## Begin DATASET CONTENT

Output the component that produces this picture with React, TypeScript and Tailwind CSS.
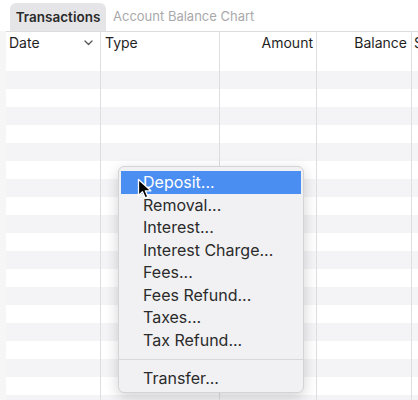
import React from 'react'

const font = { fontFamily: 'Inter, "Noto Sans", sans-serif' }

const items = ['Deposit...', 'Removal...', 'Interest...', 'Interest Charge...', 'Fees...', 'Fees Refund...', 'Taxes...', 'Tax Refund...']

function Row({ striped }: { striped: boolean }) {
  return (
    <div className={`flex h-[18px] shrink-0 ${striped ? 'bg-[#f4f3f6]' : 'bg-white'}`}>
      <div className="w-[95px] border-r border-[#dedee0]" />
      <div className="w-[119px] border-r border-[#dedee0]" />
      <div className="w-[97px] border-r border-[#dedee0]" />
      <div className="w-[95px] border-r border-[#dedee0]" />
      <div className="flex-1" />
    </div>
  )
}

export default function App() {
  return (
    <div className="relative h-[400px] w-[418px] overflow-hidden bg-[#f6f6f7] text-[#1f1f1f]" style={font}>
      {/* tabs */}
      <div className="flex h-[31px] items-end bg-white pl-[10px]">
        <div className="flex h-[28px] w-[96px] items-center justify-center rounded-t-[6px] bg-[#e5e5e7] text-[13.5px] font-semibold text-[#2a2a2a]">
          Transactions
        </div>
        <div className="flex h-[28px] items-center pl-[7px] text-[13px] text-[#a9a9ab]">Account Balance Chart</div>
      </div>

      {/* table */}
      <div className="ml-[6px] flex flex-col border-t border-[#dcdcde] bg-white">
        <div className="flex h-[21px] shrink-0 items-center bg-white text-[14px]">
          <div className="flex h-full w-[95px] items-center justify-between border-r border-[#dedee0] pl-[3px] pr-[7px]">
            <span>Date</span>
            <svg width="9" height="6" viewBox="0 0 9 6" fill="none">
              <path d="M1 1l3.5 3.5L8 1" stroke="#555" strokeWidth="1.3" strokeLinecap="round" strokeLinejoin="round" />
            </svg>
          </div>
          <div className="flex h-full w-[119px] items-center border-r border-[#dedee0] pl-[4px]">Type</div>
          <div className="flex h-full w-[97px] items-center justify-end border-r border-[#dedee0] pr-[3px]">Amount</div>
          <div className="flex h-full w-[95px] items-center justify-end border-r border-[#dedee0] pr-[4px]">Balance</div>
          <div className="flex h-full flex-1 items-center overflow-hidden pl-[2px]">S</div>
        </div>
        {Array.from({ length: 20 }).map((_, i) => (
          <Row key={i} striped={i % 2 === 1} />
        ))}
      </div>

      {/* context menu */}
      <div className="absolute left-[118px] top-[166px] w-[186px] rounded-[6px] border border-[#d4d4d6] bg-[#f1f1f3] pt-[4px] pb-[3px] text-[16px] text-[#2b2b2b] shadow-[0_4px_14px_rgba(0,0,0,0.18)]">
        {items.map((label, i) => (
          <div
            key={label}
            className={`mx-[2px] flex h-[22.5px] items-center pl-[22px] ${i === 0 ? 'bg-[#4a8ef2] text-white' : ''}`}
          >
            {label}
          </div>
        ))}
        <div className="flex h-[16px] items-center">
          <div className="h-px w-full bg-[#d8d8da]" />
        </div>
        <div className="mx-[2px] flex h-[22px] items-center pl-[22px]">Transfer...</div>
      </div>

      {/* cursor */}
      <svg className="absolute left-[137px] top-[178px]" width="16" height="22" viewBox="0 0 16 22">
        <path d="M1.5 1.5v16l4-3.8 2.7 6.2 2.7-1.1-2.6-6h5.6z" fill="#000" stroke="#fff" strokeWidth="1.3" strokeLinejoin="round" />
      </svg>
    </div>
  )
}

## End DATASET CONTENT

■ TASK STATEMENT
Take the material above from its first line through the line holding "Refund...', 'Taxes...', 'Tax Refund...']" and set it down exactly, without the pictures.

■ RESULT FOR THIS EXERCISE
Output the component that produces this picture with React, TypeScript and Tailwind CSS.
import React from 'react'

const font = { fontFamily: 'Inter, "Noto Sans", sans-serif' }

const items = ['Deposit...', 'Removal...', 'Interest...', 'Interest Charge...', 'Fees...', 'Fees Refund...', 'Taxes...', 'Tax Refund...']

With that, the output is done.